The Chicago Housing Authority tore down high-rises on this prime, moneyed land. The redeveloped Cabrini is now a mix of expensive townhomes, affordable rentals and public housing units. But not many residents of the demolished Cabrini high-rises returned, fostering distrust with CHA. Janari’s grandmother is the late Annie Ricks. She was the last resident to move out of the last-remaining high-rise in 2010.

The 70 acres of original Cabrini land is contested space. Cabrini’s redevelopment is guided by a court settlement. A federal consent decree from 2000 is in place to provide checks and balances. One of the official orders requires that a Cabrini tenants group receive up to 50% of developer fees from new development projects. In all, the residents’ group has received $1.8 million.

CHA now wants one change to the consent decree to add more oversight. A recent report from the agency’s office of the inspector general says tenant leader Carol Steele misspent $180,000 over a four-year period on a relative’s funeral, groceries and restaurant trips.

Steele is a beloved figure who has endeared herself to former and current Cabrini residents by advocating for them and the recognition of public housing. In a church parking lot last week, some of those folks met up to defend Steele and strategize on ways to keep the consent decree. They say she supported softball leagues, turned young men away from gangs and taught leadership.

In the 1980s, as a teenager, Raymond Richard got his very first summer job from Steele. Today, he lives in a mixed-income Cabrini unit and has his own company, BST Construction. The company remodels other public housing units all over the city.

“I’m contracted now through the help of Ms. Steele with the Chicago Housing Authority, and it was Ms. Steele who helped me put together my paperwork to get in the program. They ain’t gonna talk about that,” Richard said.

CHA wouldn’t comment further about wanting to change the consent decree. Separately, in a statement about Janari’s death, officials said that CHA is offering grief and crisis counseling to families.

Even though Cabrini doesn’t exist as it once did, the identity remains strong for former and current residents.
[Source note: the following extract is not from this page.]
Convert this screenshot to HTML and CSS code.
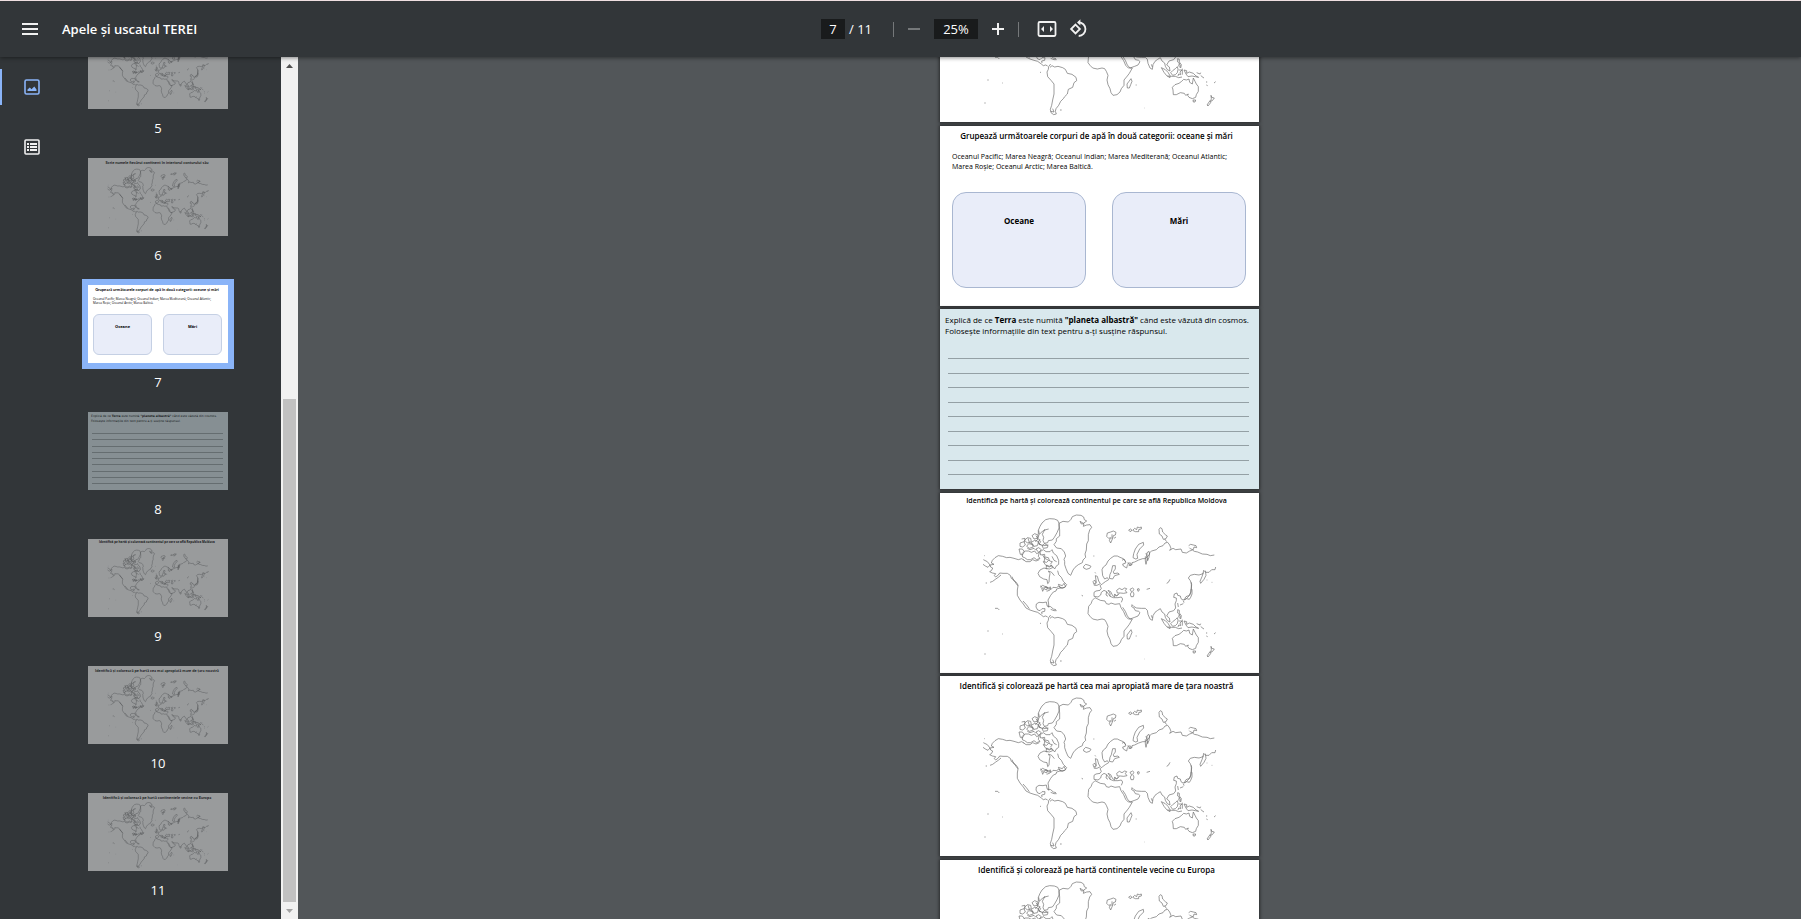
FILE: index.html
```html
<!DOCTYPE html>
<html lang="ro">
<head>
<meta charset="utf-8">
<title>Apele și uscatul TEREI</title>
<link rel="stylesheet" href="styles.css">
</head>
<body>
<svg class="defs" aria-hidden="true">
  <symbol id="world" viewBox="0 0 957 540">
    <g transform="translate(-30 -22)">
      <!-- North America -->
      <path d="M283 224l-8-5-10 3-13-4-12-3-10 1-12-4-13-2-10 6-8 8-3 8 8 4-12 2 2 6 6 3-3 7-6 4 8 4 10 2-4 6 4 4 8-6 4-6 10 1 13 0 9 6 3 9 8 5 6 10 6 8-2 12 0 16 8 14 10 12 8 12 12 6 12 4 11 3 11 8 6 5 7-2 6 3M246 273l5 12 8 5 6 10M279 346l10 11 9 12M336 385l-1-6 9-2 1-8-9 0-6 6-7-2-5-9 1-9 8-5 12 1 10-2 2 10 5 6 0-10-2-12 8-14 8-10 8-3 2-6 10-3 14-2 6-8-10-10-6-12-8-8-3-12"/>
      <path d="M352 250l-10-3-12 6-6 10 5 10 12 7 10 2 2 12 4-4 1-16 2-10-5-8 10 4 8 10M330 305l8-6 8 4 6 2-2 8-8-4-4 8-3-10M345 303l10 3 8-2M332 300l6 8 12-4 4 6 8-2M350 317l10-4 2-8M361 313l8-8 10 1 7-4 8 4M385 296l12 4 5-7 5 10-9 5-8-2z"/>
      <path d="M180 290l8-3 8-6 10-7 7-6M162 210h2M160 222l12 6 8 10-6 7-8-4-7-5M167 292h4M195 368l8 0 5 5M172 436h4M216 445h2M163 505h4M330 413h3M352 361l10 2 8 7 8 2M362 371l10 4 8 0"/>
      <!-- Arctic islands -->
      <path d="M387 113l-4-9-10-4-14-1-12 3-11 10-6 10-5 12 0 12M356 130l-8 2-10 4-10 10-2-12M387 113l0 14-6 14-8 14-6 8-12 2-2 6-10 2-4-8 2-10-4-9 8-16M327 146l-3 12 8 10-5 8 14 4 14-2M306 150l8-6 10 4-2 10-10 2zM284 164l8-8 10 2 2 10-12 4zM270 182l0-10 12-4 4 10-8 6zM290 182l6-8 10 2 4 8-12 4zM304 170l10-6 12 4-4 12-10 2zM275 160l10-2-2 12M318 150l6 10-8 8M330 160l-6 12 10 6M294 158l4 12 12 8"/>
      <path d="M267 190l10 0 6 8-6 10-6-2zM278 214l-2-10 8-8 12 0 8 4 10-4 6 8 8-4-3 12 5 6-10 4-8-6-10 6-10 0-8-6zM280 222l8 6 12 0 8-6 10 4 10-4M330 198l10-6 8 6 12 0 6-6 4 10 10 8 6 14 0 12-8 6-4 8-8-10-8 4-10-4-8-12 10 2 6-6-12-6 0-12-12 2zM336 180l8-6 10 6-2 6-12 2zM345 214l10 2 4 10 8 2-6 8M350 238l8 4 6-4 4 8-10 4-10-2zM318 190l8-4 8 6-8 8zM292 188l8 4 12-4 6 6M338 208l6 10-2 12M366 212l6 12 8 4"/>
      <!-- Greenland and Iceland -->
      <path d="M387 113l12-6 16 2 8-8 4-8 12-5 14 1 8 5 2 8 7 4-10 7-10-6 4 8 8-1-2 8 10-4 10-1 5 8-6 8-4 14 0 18-5 10-1 18-4 12 2 10-8 8-2 8-12 6-10 8-6 8-7 16-8-6-6-14-4-12 0-10-2-6 5-10-4-12-9-10-14-2-8-10 7-10 0-8 10-8 0-18zM461 242l6-6 10 3 6 3-4 6-10 3-8-4zM490 211h3M455 329l4 2"/>
      <!-- South America -->
      <path d="M362 388l-6 8-1 8-4 8 2 14 10 11 9 11 0 30-4 18-3 16-4 12 2 10 8 6 8-2-3-8 2-8 8-10 6-12 8-8 4-6 8-8 3-14 13-6 4-14 8-6-2-10-12-9-14-3-6-12-8-5-14-4-10 2-8-4-6 5M362 530l10 2-4-10M390 526h5M643 520h1"/>
      <!-- Africa -->
      <path d="M495 336l-8 8-4 10-7 8-1 10-1 12 6 8 8 8 14 3 14-3 8 2 5 8 5 12-3 14 3 14 6 12 3 12 6 8 12-2 9-8 4-10 8-10 0-16 10-12 6-8 9-16-12 0-8-8-6-14-8-12-4-12-14 2-12-4-6 4-8-2-4-8-14-2zM592 460l-1-12 6-8 6-8 3 8-4 10-4 10zM617 451h3"/>
      <!-- Europe -->
      <path d="M518 270l-2-18 4-8 8-6 6-12 8-8 10-7 10 0 8 4 10 4 6 8 0 6-8 2 2 6 10 6 2-8 4-6 4 6 6-2 0-6 8-2 12-6 12-4 8 0 5-6 0-12 6-4 2 8-8 10 2 10 4-10 2-14 6-5 14-4 8-8 12-4 6-8 8-2 6 8 4 10-4 6 10-6 8 4 16-2 4 10 12 2 10-6 8-3 6 4 10 2 14 6 14 1 10 4 12-2M518 270l6 10 8-4 4 6-10 6-8 6-8 6 4 8-4 6-12 2-6 4 0 12 12 2 8-6 2-8 8-6 8 4 6 8 4 6 0-10-6-8 8 4 6 12 6 4 0-8 6 4 8-6M548 240l8 0 0 10-6 8 2 6 12-2 4 4-14 4-6 10-10-2 2-12 4-8zM496 270l6 2 4 14 5 8-10 5-8 0 6-8zM489 288l5-5 3 7-5 6zM495 260l2 3M530 318l-2 10 6 4M562 322l-2-8 8-6 8 4 8-5 6 2-4 6 5 6-10 2-10-1zM540 332l10 4 14 0 10-2 4 6-4 10"/>
      <path d="M600 311l8-4 4 4-4 6 4 8-2 8-7 0-2-8 4-6zM622 310l5-1 1 5-4 3zM650 311l10-3M710 293l5-3 5-9M553 325l6 6 6-4"/>
      <!-- Asia -->
      <path d="M857 244l-2 8-10 0-8 8-10 0-6-6-2 10-12 4-14-2-12 3-6 8 6 8 4 12-2 20-4 12-10 10-10 4-6-4-2-8-8-2-2-7-8 3-2 10 8 2 0 8-4 10 2 12-6 8-14 4-7 12 8 6 2 12-8-4-6-10-2-10-8-6-5-10-8 5-8 6-6 10-2 14-7-4-6-14-2-12-6-6-12 0-14-1-8-4-6-6-1 6 7 4 4 8 10 2 4 4-6 10-10 4-14 5-8-9-6-14-8-12"/>
      <path d="M826 255l2 14-6 12-10 12-2-6 6-14 4-12M830 283h2M845 290h2M762 343l8-4 8 2 4-6 4-10 0-14-3-2-1 12-4 8-10 4-4 6M760 345l2 6M784 290l0 18M743 352l2 12M750 358l10-4M664 389l3 8"/>
      <path d="M640 170l-14 6-10 14-5 14-2 12 8 4 6-2-2-12 8-16 12-12zM648 202l4 16-4 18-2-10 0-14M530 152l2-10 10-3 8-3 8 4-2 8-6 2-2 8-6 14-4-8 4-8-6 2zM546 146l0 14M552 158l6-4M596 133l6-3 4 4-6 4zM608 134l6-6 6 4 2-8 6 2 6-2 0 6-8 2 0 6-10 0zM687 131l4-5 5 3 2 10 8 8 6 4-4 8-8 2-4-10-8-6zM776 180l6-4 8 2 8 2 2 6-8-2-2 8-8-2-4-4M704 160l6 8M576 224l6-4 6 10M592 232l10 0 2 6-8 2"/>
      <!-- South-east Asia and Oceania -->
      <path d="M694 399l12 6 8 8 6 10 0 6-10-6-8-10zM712 424l12 1 12 0 10 4 10-2M722 414l6-6 8-6 6-6 2 8-2 10-6 6-8 2zM746 406l10 0-6 6 2 8-6-2-2 6M743 372l5 2 0 8 6 8-2 10-6-6 2-8-5-4zM748 386l4 10M762 406l8 2 0 8 8-4 12 4 8 8 8 4-10-2-10-2-12 2-6-8zM800 414l10 4 2-4M812 422l4 4 6 4M830 440l0 4M829 451l4 2M852 445l5-4M757 402l0 18"/>
      <path d="M727 458l8-8 12-4 8-6 6-6 8 2 8-3 2 10 8 5 3-18 5 10 4 8 6 8 0 14-6 10-2 8-10 4-10-4-4-6 2-4-8 4-4-6-12-2-12 6-9 0-1-14zM789 496l8 0-2 6-5 0zM843 482l2 6 8 2-6 8-5 2 2-8zM840 498l2 6-8 10-3-3z"/>
    </g>
  </symbol>
</svg>

<header class="toolbar">
  <div class="toolbar-start">
    <button class="icon-button" type="button" aria-label="Meniu">
      <svg width="24" height="24" viewBox="0 0 24 24" fill="currentColor"><path d="M4 6h16v2H4zM4 11h16v2H4zM4 16h16v2H4z"/></svg>
    </button>
    <h1 class="doc-title">Apele și uscatul TEREI</h1>
  </div>
  <div class="controls">
    <input class="field field-page" type="text" value="7" aria-label="Pagina">
    <span class="page-total">/ 11</span>
    <span class="separator"></span>
    <button class="icon-button small" type="button" aria-label="Micșorează" disabled>
      <svg width="14" height="14" viewBox="0 0 14 14" fill="currentColor"><path d="M1 6h12v2H1z"/></svg>
    </button>
    <input class="field field-zoom" type="text" value="25%" aria-label="Nivel de zoom">
    <button class="icon-button small" type="button" aria-label="Mărește">
      <svg width="14" height="14" viewBox="0 0 14 14" fill="currentColor"><path d="M1 6h5V1h2v5h5v2H8v5H6V8H1z"/></svg>
    </button>
    <span class="separator"></span>
    <button class="icon-button fit" type="button" aria-label="Potrivește la lățime">
      <svg width="20" height="20" viewBox="0 0 20 20"><rect x="1.5" y="3" width="17" height="14" rx="1.2" fill="none" stroke="currentColor" stroke-width="1.8"/><path d="M7 7v6l-3-3zM13 7v6l3-3z" fill="currentColor"/></svg>
    </button>
    <button class="icon-button" type="button" aria-label="Rotește în sens antiorar">
      <svg width="20" height="20" viewBox="0 0 20 20" fill="none" stroke="currentColor" stroke-width="1.8"><path d="M6.500 5.600l4.400 4.400-4.400 4.400L2.100 10z"/><path d="M9.500 3.300a6.700 6.700 0 1 1 .2 13.700"/><path d="M11.400.2v6.400L8 3.400z" fill="currentColor" stroke="none"/></svg>
    </button>
  </div>
  <div class="toolbar-end"></div>
</header>

<div class="viewer">
  <nav class="rail" aria-label="Vizualizări">
    <button class="rail-button active" type="button" aria-label="Miniaturi">
      <svg width="16" height="16" viewBox="0 0 16 16"><rect x="1" y="1" width="14" height="14" rx="1.500" fill="none" stroke="currentColor" stroke-width="1.600"/><path d="M3.500 12V10.500L5.800 8.500l1.700 1.700L10.300 7.500l2.200 3V12z" fill="currentColor"/></svg>
    </button>
    <button class="rail-button" type="button" aria-label="Structura documentului">
      <svg width="16" height="16" viewBox="0 0 16 16"><rect x="1" y="1" width="14" height="14" rx="1" fill="none" stroke="currentColor" stroke-width="1.600"/><path d="M3 4h2v2H3zM6 4h7v2H6zM3 7h2v2H3zM6 7h7v2H6zM3 10h2v2H3zM6 10h7v2H6z" fill="currentColor"/></svg>
    </button>
  </nav>

  <nav class="thumbs" aria-label="Pagini">
    <a class="thumb" href="#p5">
      <span class="sheet"><svg class="map"><use href="#world"/></svg></span>
      <span class="num">5</span>
    </a>
    <a class="thumb" href="#p6">
      <span class="sheet"><span class="title">Scrie numele fiecărui continent în interiorul conturului său</span><svg class="map"><use href="#world"/></svg></span>
      <span class="num">6</span>
    </a>
    <a class="thumb current" href="#p7">
      <span class="sheet">
        <span class="title">Grupează următoarele corpuri de apă în două categorii: oceane și mări</span>
        <span class="words">Oceanul Pacific; Marea Neagră; Oceanul Indian; Marea Mediterană; Oceanul Atlantic;<br>Marea Roșie; Oceanul Arctic; Marea Baltică.</span>
        <span class="groups"><b class="group">Oceane</b><b class="group">Mări</b></span>
      </span>
      <span class="num">7</span>
    </a>
    <a class="thumb" href="#p8">
      <span class="sheet blue">
        <span class="task">Explică de ce <b>Terra</b> este numită <b>"planeta albastră"</b> când este văzută din cosmos.<br>Folosește informațiile din text pentru a-ți susține răspunsul.</span>
        <span class="lines"><i></i><i></i><i></i><i></i><i></i><i></i><i></i><i></i><i></i></span>
      </span>
      <span class="num">8</span>
    </a>
    <a class="thumb" href="#p9">
      <span class="sheet"><span class="title long">Identifică pe hartă și colorează continentul pe care se află Republica Moldova</span><svg class="map"><use href="#world"/></svg></span>
      <span class="num">9</span>
    </a>
    <a class="thumb" href="#p10">
      <span class="sheet"><span class="title">Identifică și colorează pe hartă cea mai apropiată mare de țara noastră</span><svg class="map"><use href="#world"/></svg></span>
      <span class="num">10</span>
    </a>
    <a class="thumb" href="#p11">
      <span class="sheet"><span class="title">Identifică și colorează pe hartă continentele vecine cu Europa</span><svg class="map"><use href="#world"/></svg></span>
      <span class="num">11</span>
    </a>
  </nav>

  <div class="scrollbar" aria-hidden="true">
    <svg class="arrow" width="17" height="17" viewBox="0 0 17 17"><path d="M5 11h7L8.500 7z" fill="#505050"/></svg>
    <div class="track"><div class="handle"></div></div>
    <svg class="arrow" width="17" height="17" viewBox="0 0 17 17"><path d="M5 7h7l-3.500 4z" fill="#a3a3a3"/></svg>
  </div>

  <main class="document">
    <div class="pages">
      <section class="page" id="p6"><svg class="map"><use href="#world"/></svg></section>
      <section class="page" id="p7">
        <h2 class="title">Grupează următoarele corpuri de apă în două categorii: oceane și mări</h2>
        <p class="words">Oceanul Pacific; Marea Neagră; Oceanul Indian; Marea Mediterană; Oceanul Atlantic;<br>Marea Roșie; Oceanul Arctic; Marea Baltică.</p>
        <div class="groups"><b class="group">Oceane</b><b class="group">Mări</b></div>
      </section>
      <section class="page blue" id="p8">
        <p class="task">Explică de ce <b>Terra</b> este numită <b>"planeta albastră"</b> când este văzută din cosmos.<br>Folosește informațiile din text pentru a-ți susține răspunsul.</p>
        <div class="lines"><i></i><i></i><i></i><i></i><i></i><i></i><i></i><i></i><i></i></div>
      </section>
      <section class="page" id="p9"><h2 class="title long">Identifică pe hartă și colorează continentul pe care se află Republica Moldova</h2><svg class="map"><use href="#world"/></svg></section>
      <section class="page" id="p10"><h2 class="title">Identifică și colorează pe hartă cea mai apropiată mare de țara noastră</h2><svg class="map"><use href="#world"/></svg></section>
      <section class="page" id="p11"><h2 class="title">Identifică și colorează pe hartă continentele vecine cu Europa</h2><svg class="map"><use href="#world"/></svg></section>
    </div>
  </main>
</div>
</body>
</html>
```
FILE: styles.css
```css
* { box-sizing: border-box; }

body {
  margin: 0;
  height: 100vh;
  display: flex;
  flex-direction: column;
  overflow: hidden;
  background: #525659;
  color: #fff;
  font-family: "Open Sans", "Noto Sans", sans-serif;
  font-size: 13px;
}

h1, h2, p { margin: 0; }
button { padding: 0; border: 0; background: none; color: inherit; }

.defs { position: absolute; width: 0; height: 0; }

/* Toolbar */
.toolbar {
  display: flex;
  align-items: center;
  flex: none;
  height: 57px;
  border-top: 1px solid #f0dfe1;
  background: #323639;
  box-shadow: 0 1px 4px rgba(0, 0, 0, .45);
  position: relative;
  z-index: 1;
}
.toolbar-start { flex: 1 1 0; display: flex; align-items: center; padding-left: 18px; }
.toolbar-end { flex: 1 1 0; }
.icon-button { display: flex; align-items: center; justify-content: center; color: #f1f1f1; }
.icon-button:disabled { color: #75787a; }
.doc-title { margin-left: 20px; font-size: 13px; font-weight: 600; line-height: 20px; }

.controls { display: flex; align-items: center; margin-left: 91px; }
.field {
  height: 20px;
  padding: 0;
  border: 0;
  background: #191b1c;
  color: #fff;
  font: inherit;
  text-align: center;
}
.field-page { width: 24px; }
.field-zoom { width: 44px; }
.page-total { width: 28px; margin-left: 4px; }
.separator { width: 1px; height: 15px; margin: 0 16px; background: #75787a; }
.controls .separator + .icon-button.small { margin-left: -3px; }
.icon-button.small { margin: 0 13px; }
.icon-button.small + .separator { margin-left: 0; }
.icon-button.fit { margin: 0 12px 0 2px; }

/* Side panel */
.viewer { flex: 1; display: flex; min-height: 0; }
.rail { flex: none; width: 64px; padding-top: 12px; background: #323639; }
.rail-button {
  display: flex;
  align-items: center;
  justify-content: center;
  width: 64px;
  height: 36px;
  margin-bottom: 24px;
  color: #f1f1f1;
}
.rail-button.active { color: #8ab4f8; box-shadow: inset 2px 0 #8ab4f8; }

.thumbs {
  flex: none;
  width: 217px;
  display: flex;
  flex-direction: column;
  overflow: hidden;
  background: #323639;
}
.thumb {
  flex: none;
  display: flex;
  flex-direction: column;
  width: 140px;
  height: 127px;
  margin-left: 24px;
  color: #fff;
  text-decoration: none;
}
.thumb:first-child { margin-top: -26px; }
.num { line-height: 38px; text-align: center; }

.scrollbar { flex: none; width: 17px; display: flex; flex-direction: column; background: #f1f1f1; }
.arrow { flex: none; display: block; }
.track { flex: 1; display: flex; flex-direction: column; justify-content: flex-end; padding: 0 2px; }
.handle { height: 60.7%; background: #c1c1c1; }

/* Pages */
.document { flex: 1; overflow: hidden; padding-left: 100px; }
.pages { display: flex; flex-direction: column; align-items: center; margin-top: -115px; }
.page, .sheet {
  display: flex;
  flex-direction: column;
  flex: none;
  position: relative;
  overflow: hidden;
  background: #fff;
  color: #000;
  white-space: nowrap;
}
.page { width: 319px; height: 180px; margin-bottom: 3px; box-shadow: 0 0 3px 1px rgba(0, 0, 0, .5); }
.page:nth-child(odd) { margin-bottom: 4px; }
.page.blue, .sheet.blue { background: #d9e8ed; }

.title { padding-right: 6px; font-size: 8px; font-weight: 600; line-height: 20px; text-align: center; }
.title.long { font-size: 7px; line-height: 16px; }
.map {
  position: absolute;
  inset: 0;
  width: 100%;
  height: 100%;
  fill: none;
  stroke: #6a6a6a;
  stroke-width: 2;
}
.words { margin-top: 6px; padding-left: 12px; font-size: 7px; line-height: 10px; }
.groups { display: grid; grid-template-columns: 1fr 1fr; gap: 26px; margin: 20px 13px 0 12px; }
.group {
  height: 96px;
  border: 1px solid #a9b7d1;
  border-radius: 14px;
  background: #e9edf9;
  font-size: 8px;
  line-height: 56px;
  text-align: center;
}
.task { padding: 5px 0 0 5px; font-size: 8px; line-height: 11px; }
.lines {
  display: flex;
  flex-direction: column;
  justify-content: space-between;
  height: 117px;
  margin: 22px 10px 0 8px;
}
.lines i { height: 1px; background: #94a0a5; }

/* Thumbnail versions */
.sheet { height: 78px; opacity: .5; }
.current .sheet { opacity: 1; box-shadow: 0 0 0 6px #8ab4f8; }
.sheet .title { padding-right: 2px; font-family: Lato, sans-serif; font-size: 4px; font-weight: 700; line-height: 10px; }
.sheet .title.long { font-family: "Open Sans", sans-serif; font-size: 3px; line-height: 7px; }
.sheet .map { stroke: #707070; stroke-width: 3; }
.sheet .words { margin-top: 2px; padding-left: 5px; font-size: 3px; line-height: 4px; }
.sheet .groups { gap: 11px; margin: 9px 6px 0 5px; }
.sheet .group { height: 41px; border-radius: 6px; border-color: #c5d0e4; font-size: 4px; line-height: 24px; }
.sheet .task { padding: 2px 0 0 3px; font-family: "DejaVu Sans", sans-serif; font-size: 3px; line-height: 5px; }
.sheet .lines { height: 51px; margin: 9px 5px 0 4px; }
.sheet .lines i { background: #98a4a8; }
```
A day after that parking lot meet up, hundreds of Cabrinians — as Keller calls them — met up for an anti-violence march in Janari’s name. It had the feel of a block party, with music blaring, hot dogs twirling and burgers being flipped on grills. Children held Black Lives Matters balloons. They wore T-shirts in tribute to Janari.

Mothers, including Saleshea McCray Peterson, organized the intergenerational crowd. In the aftermath of Janari’s death, it’s a way for the community to stand up for itself.

“This has to stop, and it has to start with us and end with us. If we don’t start today it will never stop,” Peterson said. “We need resources, mentorship, tutoring, chuches, outings, social workers, mental health workers.”

The Cabrini meet up spot — Jenner Elementary School — was symbolic. Dantrell Davis attended Jenner back in the early ‘90s when the “reds” and the “whites” were still standing. The 7-year-old was on his morning walk to Jenner when he was killed. And when white families started moving into the new mixed-income community, after the high-rises came down, they didn’t send their children to this local public school. It remained Black and low-income. Recently, Jenner merged with Ogden, a public school on the gold coast with affluent parents.

That wasn’t the focus of this march, but it’s another symbol of past and present Cabrini.

As the march began, the group weaved through the Near North Side, chanting “love up, guns down” while stopping traffic.

One of the women marching was Tara Stamps, the daughter of the late Marion Stamps, a legendary Cabrini activist.

Another symbol, another generation continuing the cycle for justice.